Occorre quindi prepararsi fin d'ora a fissare le coordinate di giudizio.
Poiché tutto indica che Washington sta costruendo un "compromesso" che
prevede un "trasferimento" dei poteri a una Onu senza alcun potere, con le
truppe d'occupazione invariate sul campo, per giunta sotto comando americano
e britannico, con gli appalti controllati dagli Usa, con la formazione
dell'esercito e della polizia in mani americane e - dulcis in fundo - con
un'autorità di governo interamente composta secondo criteri americani e non
eletta da nessuno se non dal Dipartimento di stato e dal Pentagono. Cioè non
esiste il minimo segno che Bush & company intendano mollare la presa e
rinunciare ai colossali interessi economici acquisiti con la guerra e,
soprattutto, al controllo del territorio. Quella che si prepara è una
commedia tutta da ridere, che lascerebbe le cose come stanno, ma avvolte in
una bandiera azzurra.

Occorre dire fin d'ora che, a questo tipo di "legittimazione", tutta la
sinistra decente, e tutta l'Italia democratica che si è battuta contro la
guerra, non daranno alcun credito e appoggio. Ma va sfatato anche il mito
del 30 giugno. Questa data è un bluff. E' stata fissata da Washington
secondo calcoli elettorali americani. Non c'è alla sua base né una volontà
di cambio di rotta, né una reale valutazione delle forze in campo. Il 30
giugno le cose - se non saranno peggiorate - saranno come oggi: occupazione
senza prospettive, stillicidio di morti in Iraq, dilagare del terrorismo
dovunque.

Un governo italiano che rispettasse la volontà popolare dovrebbe impegnare
la sua diplomazia per sottrarre l'Onu a pressioni indebite, sviluppando una
vasta iniziativa internazionale in questa direzione e annunciando il ritiro
delle proprie truppe.
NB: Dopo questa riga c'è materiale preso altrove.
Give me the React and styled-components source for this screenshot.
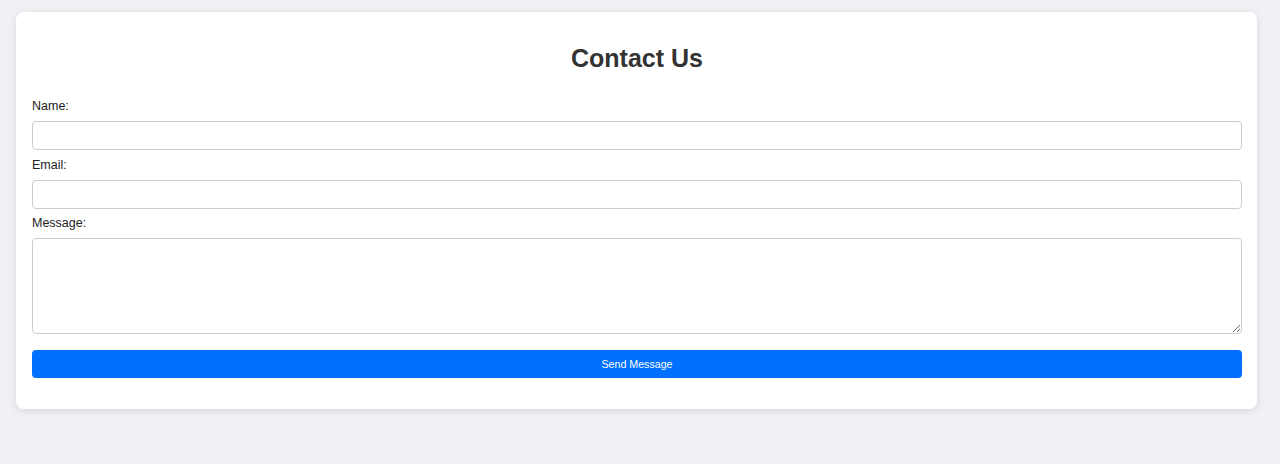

Infatti un qualunque intervento dell'Onu in Iraq,
perché abbia una minima possibilità di riuscita, richiede e postula il
ritiro delle truppe di occupazione e la loro sostituzione con una forza di
pace vera, cioè che escluda dal comando non solo gli anglo-americani, ma
anche tutti coloro, Italia inclusa, che hanno prima avallato e poi
partecipato all'aggressione militare. Va detto subito, dunque, che per noi,
per l'Italia, l'avventura irachena è comunque finita. Dichiararlo fin d'ora
significa aiutare l'Onu e aiutare la pace. In caso contrario, quali che
siano le argomentazioni, si lavora per la guerra.